Geçtiğimiz günlerde, Aşırı sağcı Almanya için Alternatif Partisi'ne Elon Musk hem kendi sosyal medya platformu X'ten destek vermiş hem de partinin kampanyasına bağlanarak bir konuşma yapmıştı. Dolayısıyla, ABD'nin yeni yönetiminin bu tutumu, Almanlar tarafından seçimlere doğrudan müdahale olarak yorumlanıyor.

Trump hareketi, bu tür desteklerin iç siyasete müdahale anlamına gelip gelmediği ile çok ilgilenmiyor. Bu bakış açısının bir göstergesi olarak Vance konuşmasında Romanya'da başkanlık seçimlerinin, Rusya'nın siyasi kampanyayı manipüle ettiğine dair açık kanıtlar nedeniyle, mahkeme tarafından iptal edilmesini "demokrasiye müdahale" olarak nitelendirdi. Vance, "Eğer demokrasiniz yabancı bir ülkeden gelen birkaç yüz bin dolarlık dijital reklamla yok edilebiliyorsa, o zaman başlangıçtan itibaren çok güçlü değil demektir" diyerek de dolaylı yoldan kendi sözlerinin de bu çerçevede anlaşılmasını istedi. Trump'ın yeniden seçilmesiyle birlikte Avrupalıların öncelikli endişeleri; kıtanın güvenliği, NATO'nun yeniden konumlandırılması, Rusya tehdidinin geleceği, gümrük vergilerine bağlı anlaşmazlıklar gibi konular üzerineydi.
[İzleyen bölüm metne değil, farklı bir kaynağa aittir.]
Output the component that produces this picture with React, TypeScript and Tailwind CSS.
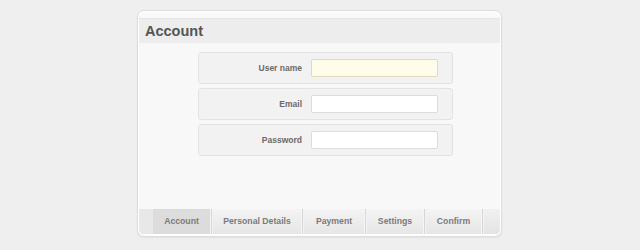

Ancak Trump'ın ikinci döneminde, Avrupa ile ABD arasında en önemli çatlağın ideolojik bakış açıları üzerine olacağı anlaşıldı. Artık demokrasinin tanımı üzerinde bile anlaşamadıkları netleşti. Tarihi bir ittifak ilişkisinin olduğu iki kıta arasında yeni bir kültür savaşı başladı. Bu savaş, daha çok Avrupa iç siyasetindeki kırılganlıklar üzerinden şekillenecek. Avrupa aşırı sağı ile Trump ve ekibinin; göç, vatandaşlık hakları, iklim, uluslararası ilişkilerin yerleşik işleyişi, ticaretin kuralları, cinsiyetçi yaklaşımlar ve devletin işlevi gibi konularda benzer düşündükleri biliniyor. Trump ve ekibi, Avrupa'da kendi dünya görüşüne yakın aşırı sağ partilerin daha da güçlenerek iktidara gelmesini istiyor. Kendisi ile uyumlu olmadığını düşündüğü siyasetçilerin denklem dışı kalmasına çalışıyor. Bunu da açıktan yapma konusunda bir çekinceye sahip değiller.

Avrupa ile ABD arasında yaşanacak bu ideolojik çatlağın hangi sonuçları ortaya çıkaracağını şimdiden öngörmek güç. Ancak her halükarda, bu ideolojik ayrışmanın Avrupa'da toplum, siyaset ve yönetimler açısından var olan kutuplaşmaları derinleştireceğini öngörmek zor değil.